__Data provided__:
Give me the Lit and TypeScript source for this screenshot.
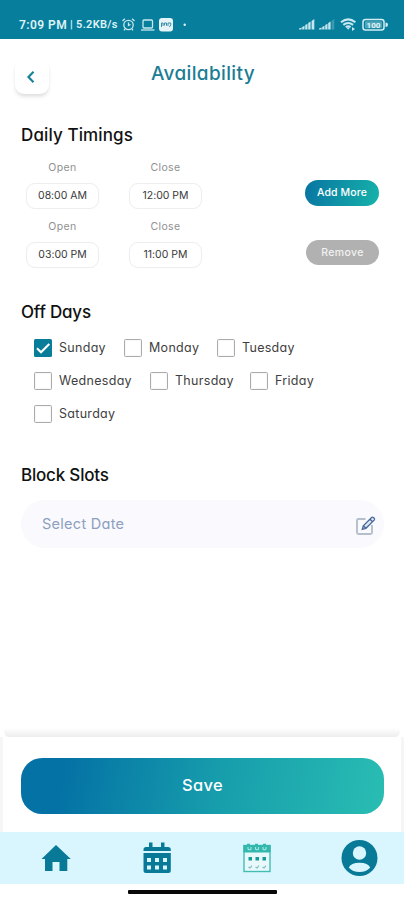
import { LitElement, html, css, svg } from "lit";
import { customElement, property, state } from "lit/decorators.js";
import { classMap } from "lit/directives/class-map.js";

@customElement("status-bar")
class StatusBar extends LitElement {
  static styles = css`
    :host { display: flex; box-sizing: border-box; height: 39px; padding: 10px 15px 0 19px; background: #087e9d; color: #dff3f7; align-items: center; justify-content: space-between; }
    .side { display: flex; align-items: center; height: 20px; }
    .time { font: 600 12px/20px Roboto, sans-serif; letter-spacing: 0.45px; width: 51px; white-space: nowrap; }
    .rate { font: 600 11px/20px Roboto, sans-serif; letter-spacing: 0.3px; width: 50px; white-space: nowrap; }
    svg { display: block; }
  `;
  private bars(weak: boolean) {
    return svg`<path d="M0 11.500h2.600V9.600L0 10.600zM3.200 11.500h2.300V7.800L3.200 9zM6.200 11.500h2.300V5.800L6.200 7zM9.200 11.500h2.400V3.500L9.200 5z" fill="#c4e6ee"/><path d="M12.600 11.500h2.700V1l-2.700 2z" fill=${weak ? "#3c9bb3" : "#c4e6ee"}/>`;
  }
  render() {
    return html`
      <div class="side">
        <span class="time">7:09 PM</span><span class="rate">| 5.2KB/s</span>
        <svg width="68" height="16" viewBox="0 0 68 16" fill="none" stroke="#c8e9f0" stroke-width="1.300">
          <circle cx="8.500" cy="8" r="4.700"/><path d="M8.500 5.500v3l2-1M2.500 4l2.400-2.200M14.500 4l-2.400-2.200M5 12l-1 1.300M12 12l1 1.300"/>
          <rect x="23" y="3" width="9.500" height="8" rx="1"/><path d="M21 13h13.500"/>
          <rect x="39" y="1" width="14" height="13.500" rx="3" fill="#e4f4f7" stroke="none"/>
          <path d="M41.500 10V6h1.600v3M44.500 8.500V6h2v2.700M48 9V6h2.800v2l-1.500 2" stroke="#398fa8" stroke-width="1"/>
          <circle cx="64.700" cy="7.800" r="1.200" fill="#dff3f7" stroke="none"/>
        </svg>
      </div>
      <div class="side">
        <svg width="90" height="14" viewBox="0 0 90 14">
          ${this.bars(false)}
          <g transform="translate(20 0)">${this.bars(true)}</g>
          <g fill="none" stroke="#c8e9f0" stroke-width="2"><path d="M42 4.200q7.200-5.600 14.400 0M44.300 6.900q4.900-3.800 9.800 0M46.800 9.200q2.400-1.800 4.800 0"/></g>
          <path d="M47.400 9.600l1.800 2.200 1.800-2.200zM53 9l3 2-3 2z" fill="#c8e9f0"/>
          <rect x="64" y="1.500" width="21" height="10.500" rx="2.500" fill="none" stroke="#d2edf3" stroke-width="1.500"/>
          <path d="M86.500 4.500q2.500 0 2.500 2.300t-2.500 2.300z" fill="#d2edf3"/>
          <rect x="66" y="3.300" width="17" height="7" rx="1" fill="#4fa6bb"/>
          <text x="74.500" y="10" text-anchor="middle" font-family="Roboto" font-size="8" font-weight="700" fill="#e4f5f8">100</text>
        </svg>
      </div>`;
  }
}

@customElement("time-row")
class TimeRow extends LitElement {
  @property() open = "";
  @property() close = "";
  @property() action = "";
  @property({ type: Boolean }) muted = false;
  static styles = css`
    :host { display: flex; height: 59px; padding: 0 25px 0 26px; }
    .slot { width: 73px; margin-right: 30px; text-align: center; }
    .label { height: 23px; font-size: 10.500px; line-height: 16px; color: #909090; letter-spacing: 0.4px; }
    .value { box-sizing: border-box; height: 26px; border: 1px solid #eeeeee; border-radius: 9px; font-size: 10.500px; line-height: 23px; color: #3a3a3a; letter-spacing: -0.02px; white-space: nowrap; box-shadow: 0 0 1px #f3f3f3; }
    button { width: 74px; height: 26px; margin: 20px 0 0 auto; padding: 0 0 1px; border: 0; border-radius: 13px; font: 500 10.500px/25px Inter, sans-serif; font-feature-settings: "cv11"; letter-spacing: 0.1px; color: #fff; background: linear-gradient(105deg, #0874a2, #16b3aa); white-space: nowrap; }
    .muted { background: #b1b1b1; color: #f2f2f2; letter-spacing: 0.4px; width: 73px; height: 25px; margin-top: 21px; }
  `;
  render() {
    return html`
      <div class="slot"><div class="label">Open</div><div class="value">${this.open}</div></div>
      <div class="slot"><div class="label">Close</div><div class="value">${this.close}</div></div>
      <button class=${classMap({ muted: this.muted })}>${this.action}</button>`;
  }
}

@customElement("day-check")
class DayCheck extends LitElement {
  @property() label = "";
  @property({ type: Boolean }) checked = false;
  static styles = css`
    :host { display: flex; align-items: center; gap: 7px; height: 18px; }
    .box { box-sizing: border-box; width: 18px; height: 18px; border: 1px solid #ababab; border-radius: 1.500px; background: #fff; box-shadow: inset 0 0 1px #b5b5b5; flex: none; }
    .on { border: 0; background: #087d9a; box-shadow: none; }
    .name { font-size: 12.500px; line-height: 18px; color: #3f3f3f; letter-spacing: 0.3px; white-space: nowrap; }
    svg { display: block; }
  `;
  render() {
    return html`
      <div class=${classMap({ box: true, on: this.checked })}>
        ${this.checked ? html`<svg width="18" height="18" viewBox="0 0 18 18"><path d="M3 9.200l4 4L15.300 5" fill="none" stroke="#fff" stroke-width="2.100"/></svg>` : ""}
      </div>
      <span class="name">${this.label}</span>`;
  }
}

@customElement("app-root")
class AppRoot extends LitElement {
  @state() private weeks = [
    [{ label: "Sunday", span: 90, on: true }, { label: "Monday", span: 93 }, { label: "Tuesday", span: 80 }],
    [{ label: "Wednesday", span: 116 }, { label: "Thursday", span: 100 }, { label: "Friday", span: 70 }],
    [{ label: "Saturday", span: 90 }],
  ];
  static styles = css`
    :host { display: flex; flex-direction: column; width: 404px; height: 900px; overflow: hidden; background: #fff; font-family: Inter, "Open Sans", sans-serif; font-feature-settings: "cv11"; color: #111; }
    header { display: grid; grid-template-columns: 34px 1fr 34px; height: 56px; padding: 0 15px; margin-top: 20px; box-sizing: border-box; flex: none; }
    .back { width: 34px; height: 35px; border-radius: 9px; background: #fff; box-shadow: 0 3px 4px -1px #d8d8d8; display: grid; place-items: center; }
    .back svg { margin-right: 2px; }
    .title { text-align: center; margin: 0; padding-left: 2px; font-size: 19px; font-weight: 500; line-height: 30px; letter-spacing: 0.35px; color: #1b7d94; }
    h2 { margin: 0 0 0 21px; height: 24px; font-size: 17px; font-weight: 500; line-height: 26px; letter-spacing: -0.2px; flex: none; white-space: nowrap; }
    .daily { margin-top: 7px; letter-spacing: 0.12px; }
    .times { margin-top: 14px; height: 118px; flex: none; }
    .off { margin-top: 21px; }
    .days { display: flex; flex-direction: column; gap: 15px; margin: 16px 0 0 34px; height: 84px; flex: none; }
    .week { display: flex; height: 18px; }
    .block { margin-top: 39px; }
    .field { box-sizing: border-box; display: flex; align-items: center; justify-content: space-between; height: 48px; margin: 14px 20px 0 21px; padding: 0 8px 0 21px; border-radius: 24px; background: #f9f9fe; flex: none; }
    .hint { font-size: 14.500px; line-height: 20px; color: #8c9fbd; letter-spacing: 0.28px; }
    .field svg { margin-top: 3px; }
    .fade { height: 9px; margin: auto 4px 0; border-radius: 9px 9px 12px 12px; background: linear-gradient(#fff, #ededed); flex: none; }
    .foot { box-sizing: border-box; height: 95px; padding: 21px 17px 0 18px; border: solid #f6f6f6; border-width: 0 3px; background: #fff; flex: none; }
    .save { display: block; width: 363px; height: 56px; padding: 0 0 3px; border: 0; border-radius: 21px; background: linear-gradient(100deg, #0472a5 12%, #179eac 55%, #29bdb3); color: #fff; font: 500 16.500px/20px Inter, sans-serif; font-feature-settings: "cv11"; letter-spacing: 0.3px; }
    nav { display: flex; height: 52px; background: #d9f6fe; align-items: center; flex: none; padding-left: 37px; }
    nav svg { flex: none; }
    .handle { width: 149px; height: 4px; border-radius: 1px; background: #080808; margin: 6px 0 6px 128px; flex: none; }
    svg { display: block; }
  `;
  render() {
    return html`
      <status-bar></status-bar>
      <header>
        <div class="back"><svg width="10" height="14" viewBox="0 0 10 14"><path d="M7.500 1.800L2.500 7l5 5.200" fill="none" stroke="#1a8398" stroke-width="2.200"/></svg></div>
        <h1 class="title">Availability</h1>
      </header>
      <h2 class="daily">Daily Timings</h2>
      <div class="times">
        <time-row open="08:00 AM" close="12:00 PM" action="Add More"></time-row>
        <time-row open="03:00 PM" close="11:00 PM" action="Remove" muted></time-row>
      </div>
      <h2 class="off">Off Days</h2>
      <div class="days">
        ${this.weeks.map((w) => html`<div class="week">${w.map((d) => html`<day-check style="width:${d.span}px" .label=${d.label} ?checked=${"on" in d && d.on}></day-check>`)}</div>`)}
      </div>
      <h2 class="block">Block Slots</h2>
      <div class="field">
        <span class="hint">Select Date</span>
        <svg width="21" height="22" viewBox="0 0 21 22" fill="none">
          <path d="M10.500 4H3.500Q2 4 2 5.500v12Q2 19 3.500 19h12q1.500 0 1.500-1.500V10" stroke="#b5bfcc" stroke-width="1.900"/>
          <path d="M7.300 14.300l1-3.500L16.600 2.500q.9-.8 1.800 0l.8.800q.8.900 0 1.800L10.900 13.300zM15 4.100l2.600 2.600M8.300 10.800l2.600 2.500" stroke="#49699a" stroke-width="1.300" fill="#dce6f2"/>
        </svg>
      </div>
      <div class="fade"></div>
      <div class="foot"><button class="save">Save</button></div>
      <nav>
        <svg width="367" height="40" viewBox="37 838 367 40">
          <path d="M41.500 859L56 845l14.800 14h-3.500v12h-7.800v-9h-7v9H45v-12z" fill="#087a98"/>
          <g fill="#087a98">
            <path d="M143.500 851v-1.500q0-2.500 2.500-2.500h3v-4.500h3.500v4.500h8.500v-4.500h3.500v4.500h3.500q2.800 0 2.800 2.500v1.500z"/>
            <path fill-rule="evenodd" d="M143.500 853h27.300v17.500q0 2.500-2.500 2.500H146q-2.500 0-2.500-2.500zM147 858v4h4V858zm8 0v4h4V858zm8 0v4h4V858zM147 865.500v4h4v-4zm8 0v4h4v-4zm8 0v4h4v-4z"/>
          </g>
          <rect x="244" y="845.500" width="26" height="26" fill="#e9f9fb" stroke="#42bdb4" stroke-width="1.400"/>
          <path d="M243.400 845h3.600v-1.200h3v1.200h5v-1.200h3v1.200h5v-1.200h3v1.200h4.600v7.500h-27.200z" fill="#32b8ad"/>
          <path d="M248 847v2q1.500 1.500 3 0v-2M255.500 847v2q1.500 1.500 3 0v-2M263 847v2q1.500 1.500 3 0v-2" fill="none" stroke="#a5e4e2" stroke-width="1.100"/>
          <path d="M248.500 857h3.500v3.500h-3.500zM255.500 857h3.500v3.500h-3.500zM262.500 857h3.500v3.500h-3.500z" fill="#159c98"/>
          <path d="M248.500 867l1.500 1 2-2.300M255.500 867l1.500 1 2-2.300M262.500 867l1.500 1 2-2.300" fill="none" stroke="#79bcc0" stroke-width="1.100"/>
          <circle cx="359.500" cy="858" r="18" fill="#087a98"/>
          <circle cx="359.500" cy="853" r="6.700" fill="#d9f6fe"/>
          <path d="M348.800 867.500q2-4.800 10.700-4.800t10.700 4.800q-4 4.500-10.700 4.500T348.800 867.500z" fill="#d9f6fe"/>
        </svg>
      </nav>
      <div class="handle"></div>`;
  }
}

__Goal__: From the listing above, pick out every line containing "this".

__Response__:
Give me the Lit and TypeScript source for this screenshot.
          ${this.bars(false)}
          <g transform="translate(20 0)">${this.bars(true)}</g>
      <div class="slot"><div class="label">Open</div><div class="value">${this.open}</div></div>
      <div class="slot"><div class="label">Close</div><div class="value">${this.close}</div></div>
      <button class=${classMap({ muted: this.muted })}>${this.action}</button>`;
      <div class=${classMap({ box: true, on: this.checked })}>
        ${this.checked ? html`<svg width="18" height="18" viewBox="0 0 18 18"><path d="M3 9.200l4 4L15.300 5" fill="none" stroke="#fff" stroke-width="2.100"/></svg>` : ""}
      <span class="name">${this.label}</span>`;
        ${this.weeks.map((w) => html`<div class="week">${w.map((d) => html`<day-check style="width:${d.span}px" .label=${d.label} ?checked=${"on" in d && d.on}></day-check>`)}</div>`)}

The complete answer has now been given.